Die Staats- und Regierungschefs hätten in der Nacht "einen Rahmen für eine mögliche Einigung erarbeitet", sagte Merkel am Mittag. Dies gebe Hoffnung, "dass es heute vielleicht zu einer Einigung kommt". Es werde aber "nicht einfach werden". Frankreichs Präsident Emmanuel Macron sagte, er bleibe "extrem vorsichtig", solange nichts beschlossen sei.

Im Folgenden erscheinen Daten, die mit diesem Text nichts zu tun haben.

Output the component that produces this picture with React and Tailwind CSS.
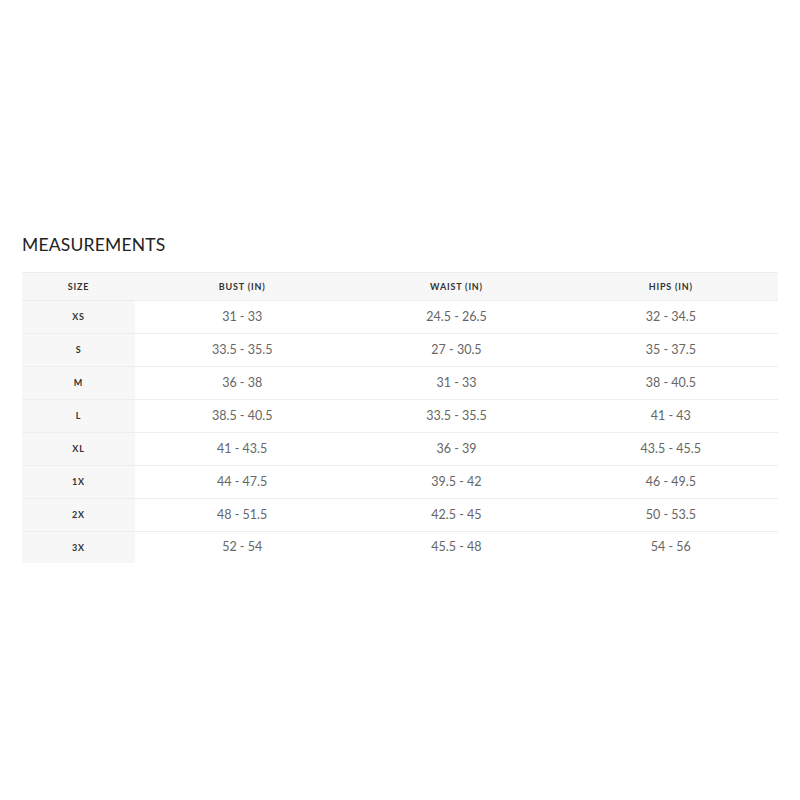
const rows = [
  ["XS", "31 - 33", "24.5 - 26.5", "32 - 34.5"],
  ["S", "33.5 - 35.5", "27 - 30.5", "35 - 37.5"],
  ["M", "36 - 38", "31 - 33", "38 - 40.5"],
  ["L", "38.5 - 40.5", "33.5 - 35.5", "41 - 43"],
  ["XL", "41 - 43.5", "36 - 39", "43.5 - 45.5"],
  ["1X", "44 - 47.5", "39.5 - 42", "46 - 49.5"],
  ["2X", "48 - 51.5", "42.5 - 45", "50 - 53.5"],
  ["3X", "52 - 54", "45.5 - 48", "54 - 56"],
]

const App = () => {
  return (
    <div className="w-[800px] h-[800px] bg-white pt-[232px] px-[22px] font-['Lato',sans-serif]">
      <h2 className="text-[17.5px] leading-[26px] tracking-[0.2px] text-[#222] h-[40px]">MEASUREMENTS</h2>
      <div className="w-[756px]">
        <div className="grid grid-cols-[113px_1fr_1fr_1fr] h-[29px] items-center bg-[#f7f7f7] border-t border-b border-[#ececec] text-[9px] font-bold tracking-[0.8px] text-[#333]">
          <div className="text-center">SIZE</div>
          <div className="text-center">BUST (IN)</div>
          <div className="text-center">WAIST (IN)</div>
          <div className="text-center">HIPS (IN)</div>
        </div>
        {rows.map((r, i) => (
          <div
            key={i}
            className={`grid grid-cols-[113px_1fr_1fr_1fr] ${i < rows.length - 1 ? "h-[33px] border-b border-[#ededed]" : "h-[31px]"}`}
          >
            <div className="bg-[#f7f7f7] flex items-center justify-center text-[9px] font-bold tracking-[0.8px] text-[#333]">
              {r[0]}
            </div>
            {r.slice(1).map((v, j) => (
              <div key={j} className="flex items-center justify-center text-[12.5px] text-[#666]">
                {v}
              </div>
            ))}
          </div>
        ))}
      </div>
    </div>
  )
}

export default App
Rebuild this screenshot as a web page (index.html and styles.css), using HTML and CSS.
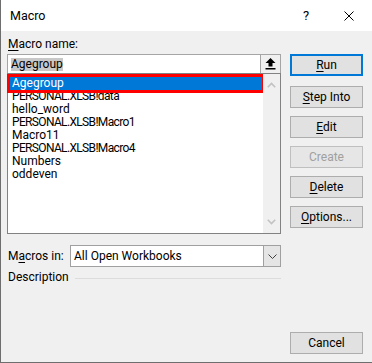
FILE: index.html
```html
<!DOCTYPE html>
<html>
<head>
<meta charset="utf-8">
<link rel="stylesheet" href="styles.css">
</head>
<body>
<div class="window">
  <div class="titlebar">
    <span class="title">Macro</span>
    <span class="help">?</span>
    <span class="close">
      <svg width="10" height="10" viewBox="0 0 10 10"><path d="M0.5 0.5 L9.5 9.5 M9.5 0.5 L0.5 9.5" stroke="#000" stroke-width="1" fill="none"/></svg>
    </span>
  </div>
  <div class="body">
    <div class="left">
      <div class="label"><u>M</u>acro name:</div>
      <div class="namebox">
        <div class="nameinput"><span class="sel">Agegroup</span></div>
        <div class="upbtn">
          <svg width="11" height="12" viewBox="0 0 11 12"><polygon points="5.5,0 10.5,5 7.5,5 7.5,8.5 3.5,8.5 3.5,5 0.5,5" fill="#000"/><rect x="0.5" y="10" width="10" height="1.5" fill="#000"/></svg>
        </div>
      </div>
      <div class="listbox">
        <ul class="items">
          <li class="item selected">Agegroup</li>
          <li class="item caps">PERSONAL.XLSB!data</li>
          <li class="item">hello_word</li>
          <li class="item caps">PERSONAL.XLSB!Macro1</li>
          <li class="item">Macro11</li>
          <li class="item caps">PERSONAL.XLSB!Macro4</li>
          <li class="item">Numbers</li>
          <li class="item">oddeven</li>
        </ul>
        <div class="scrollbar">
          <svg width="9" height="6" viewBox="0 0 9 6"><polyline points="0.8,5.2 4.5,1.5 8.2,5.2" stroke="#c2c2c2" stroke-width="1.6" fill="none"/></svg>
          <svg width="9" height="6" viewBox="0 0 9 6"><polyline points="0.8,0.8 4.5,4.5 8.2,0.8" stroke="#c2c2c2" stroke-width="1.6" fill="none"/></svg>
        </div>
      </div>
      <div class="macrosin">
        <span class="label2">M<u>a</u>cros in:</span>
        <div class="combo">
          <span class="combotext">All Open Workbooks</span>
          <div class="dropbtn">
            <svg width="9" height="5" viewBox="0 0 9 5"><polyline points="0.5,0.5 4.5,4.5 8.5,0.5" stroke="#404040" stroke-width="1" fill="none"/></svg>
          </div>
        </div>
      </div>
      <div class="desc"><span>Description</span><div class="rule"></div></div>
    </div>
    <div class="right">
      <div class="btn default"><u>R</u>un</div>
      <div class="btn"><u>S</u>tep Into</div>
      <div class="btn"><u>E</u>dit</div>
      <div class="btn disabled">Create</div>
      <div class="btn"><u>D</u>elete</div>
      <div class="btn"><u>O</u>ptions...</div>
      <div class="btn cancel">Cancel</div>
    </div>
  </div>
</div>
</body>
</html>
```
FILE: styles.css
```css
html, body {
  margin: 0;
  padding: 0;
  background: #f0f0f0;
}
.window {
  width: 372px;
  height: 363px;
  box-sizing: border-box;
  border-left: 1px solid #6e6e6e;
  border-bottom: 1px solid #6e6e6e;
  background: #f0f0f0;
  font-family: Roboto, "Noto Sans", sans-serif;
  font-size: 12px;
  color: #000;
  display: flex;
  flex-direction: column;
}
.titlebar {
  height: 31px;
  background: #fff;
  display: flex;
  align-items: center;
  flex-shrink: 0;
}
.title {
  margin-left: 9px;
  flex: 1;
  font-size: 12.5px;
  line-height: 15px;
  margin-top: -1px;
}
.help {
  width: 10px;
  font-size: 13px;
  margin-right: 31px;
  margin-top: -1px;
}
.close {
  display: flex;
  margin-right: 18px;
  margin-top: 1px;
}
.body {
  flex: 1;
  display: flex;
  padding: 6px 8px 8px 6px;
  gap: 9px;
}
.left {
  width: 274px;
  display: flex;
  flex-direction: column;
}
.label {
  line-height: 15px;
  padding-left: 1px;
}
u {
  text-decoration-thickness: 1px;
  text-underline-offset: 2px;
}
.namebox {
  margin-top: 2px;
  height: 20px;
  box-sizing: border-box;
  border: 1px solid #a5a5a5;
  background: #fff;
  display: flex;
}
.nameinput {
  flex: 1;
  display: flex;
  align-items: center;
  padding-left: 3px;
}
.sel {
  background: #c8c8c8;
  line-height: 13px;
}
.upbtn {
  width: 20px;
  box-sizing: border-box;
  border-left: 1px solid #a5a5a5;
  background: #f0f0f0;
  display: flex;
  align-items: center;
  justify-content: center;
}
.listbox {
  margin-top: -1px;
  height: 161px;
  box-sizing: border-box;
  border: 1px solid #828282;
  background: #fff;
  display: flex;
}
.items {
  list-style: none;
  margin: 0;
  padding: 3px 1px 0 2px;
  flex: 1;
}
.item {
  line-height: 13px;
  height: 13px;
  padding-left: 2px;
  white-space: nowrap;
}
.item.caps {
  letter-spacing: -0.65px;
}
.item.selected {
  background: #0078d7;
  color: #fff;
  outline: 3px solid #ff0000;
}
.scrollbar {
  width: 17px;
  background: #f0f0f0;
  display: flex;
  flex-direction: column;
  justify-content: space-between;
  align-items: center;
  padding: 8px 0 8px;
}
.macrosin {
  margin-top: 11px;
  display: flex;
  align-items: center;
}
.label2 {
  width: 62px;
  padding-left: 1px;
}
.combo {
  flex: 1;
  height: 22px;
  box-sizing: border-box;
  border: 1px solid #a0a0a0;
  background: #fff;
  display: flex;
  align-items: center;
}
.combotext {
  flex: 1;
  padding-left: 3px;
}
.dropbtn {
  width: 17px;
  height: 100%;
  box-sizing: border-box;
  background: #e5e5e5;
  border-left: 1px solid #a0a0a0;
  display: flex;
  align-items: center;
  justify-content: center;
}
.desc {
  margin-top: 3px;
  display: flex;
  align-items: center;
  line-height: 15px;
  padding-left: 1px;
}
.rule {
  flex: 1;
  height: 1px;
  background: #dcdcdc;
  margin-left: 6px;
  margin-top: 1px;
}
.right {
  width: 73px;
  display: flex;
  flex-direction: column;
  padding-top: 17px;
}
.btn {
  height: 22px;
  box-sizing: border-box;
  border: 1px solid #adadad;
  background: #e1e1e1;
  display: flex;
  align-items: center;
  justify-content: center;
  margin-bottom: 8px;
}
.btn.default {
  border: 2px solid #0078d7;
  margin-bottom: 10px;
}
.btn.disabled {
  color: #a0a0a0;
  border-color: #bfbfbf;
  background: #e6e6e6;
}
.btn.cancel {
  margin-top: auto;
  margin-bottom: 0;
}
```
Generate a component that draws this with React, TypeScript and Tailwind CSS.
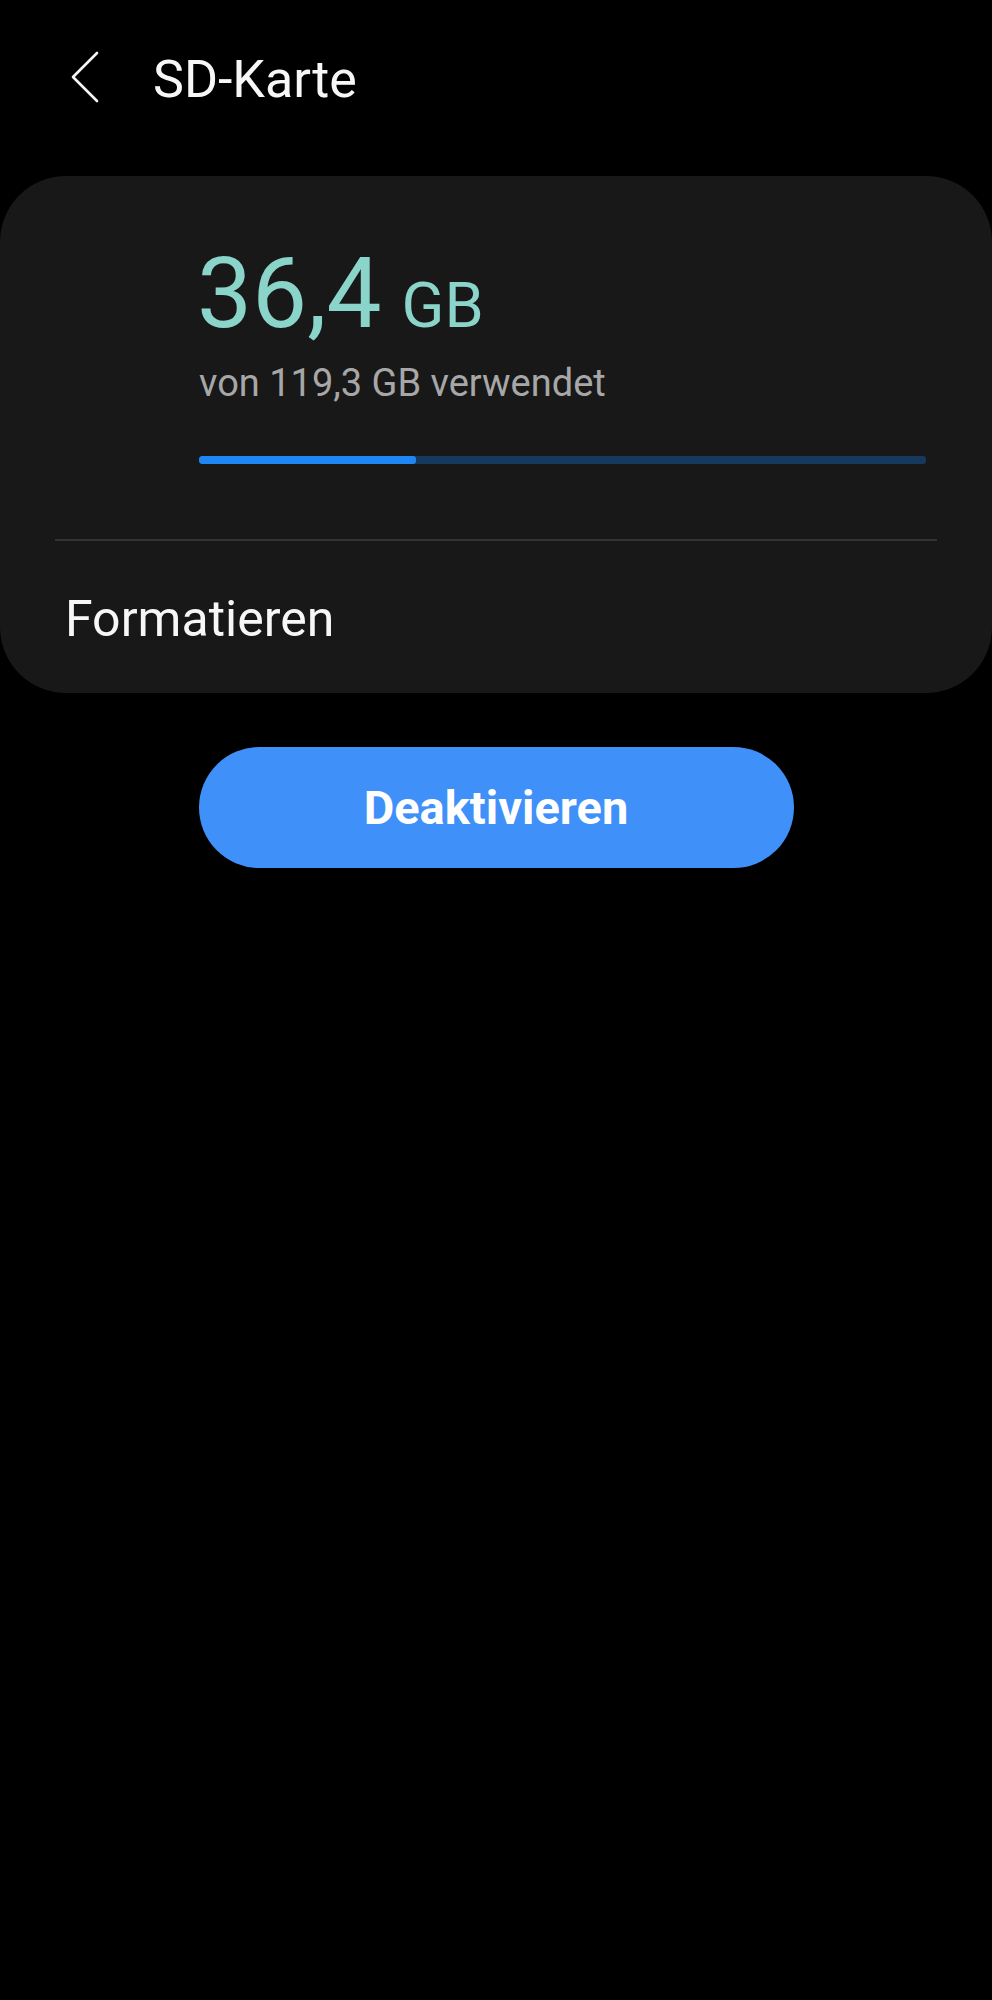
import React from 'react';

const used = 36.4;
const total = 119.3;

const BackIcon = () => (
  <svg width="30" height="52" viewBox="0 0 30 52" fill="none" className="mb-[6px]">
    <path d="M26 2 L2 26 L26 50" stroke="#f5f5f5" strokeWidth="2.6" strokeLinecap="round" strokeLinejoin="round" />
  </svg>
);

export default function App() {
  const pct = (used / total) * 98;

  return (
    <div className="min-h-screen bg-black text-white font-['Roboto','Liberation_Sans',sans-serif]">
      {/* Top bar */}
      <header className="h-[160px] flex items-center pl-[71px]">
        <BackIcon />
        <h1 className="ml-[52px] text-[52px] leading-none font-normal text-[#f7f7f7]">SD-Karte</h1>
      </header>

      {/* Storage card */}
      <section className="mt-[16px] rounded-[66px] bg-[#181818] pt-[69px] pb-[49px]">
        <div className="pl-[199px] pr-[66px]">
          <div className="text-[98px] leading-none text-[#8ad4ca] -ml-[2px] whitespace-nowrap">
            36,4<span className="ml-[20px] text-[63px]">GB</span>
          </div>
          <p className="mt-[21px] text-[38px] leading-none text-[#a7a7a7]">von 119,3 GB verwendet</p>
          <div className="mt-[54px] h-[8px] rounded-[3px] bg-[#163a5e] overflow-hidden">
            <div className="h-full rounded-[3px] bg-[#1e87f4]" style={{ width: `${pct}%` }} />
          </div>
        </div>

        <div className="mt-[75px] mx-[55px] h-[2px] bg-[#333333]" />

        <div className="mt-[53px] pl-[65px] text-[50px] leading-none text-[#f7f7f7]">Formatieren</div>
      </section>

      {/* Action */}
      <div className="mt-[54px] flex justify-center">
        <button className="w-[595px] h-[121px] rounded-full bg-[#4090fa] text-[47px] font-bold text-white leading-none">
          Deaktivieren
        </button>
      </div>
    </div>
  );
}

Wegen des Streits um die Corona-Hilfen musste der Gipfel bereits um zwei Tage verlängert werden. Am Abend prüften die 27 Mitgliedstaaten den neuen Vorschlag Michels, der 66 Seiten lang ist. Er umfasst auch den Vorschlag für den nächsten EU-Finanzrahmen für die Zeit von 2021 bis 2027, aus dem etwa Programme für Bauern, Regionen, Unternehmen oder Forscher finanziert werden. 

Hier ließ Michel den Gesamtbetrag von 1074,3 Milliarden Euro unverändert. Deutliche Kürzungen gäbe es aber bei einem Fonds, der Kohleregionen auch in Deutschland den Übergang in eine klimafreundliche Zukunft ebnen sollte. Michels sieht nun im Vergleich zum ursprünglichen Vorschlag 22,5 Milliarden Euro weniger für den sogenannten Just Transition Funds (JTF) vor.

Andererseits erhöhte Michel die Rabatte für die Haushaltsbeiträge der "sparsamen Vier" deutlich. Bei Österreichs wurde der jährliche Nachlass sogar auf 565 Millionen Euro mehr als verdoppelt. Die Niederlande kommen nun auf 1,92 Milliarden Euro - 345 Millionen Euro mehr als vor dem Gipfel. Den Rabatt für Deutschland als größtem Beitragszahler tastete Michel nicht an. Er blieb unverändert bei 3,67 Milliarden Euro. 

Diplomaten erwarteten, dass das Treffen erneut bis spät in die Nacht geht. Denn selbst bei einer grundsätzlichen Einigung zu allen Aspekten beim Corona-Fonds müssen noch andere Fragen geklärt werden.

Dazu gehört das umstrittene Vorhaben, EU-Gelder bei Verstößen gegen die Rechtsstaatlichkeit künftig zu kürzen. Hiergegen stemmen sich Polen und Ungarn, die seit Jahren in der EU wegen Verstößen gegen Werte und die Unabhängigkeit der Justiz am Pranger stehen.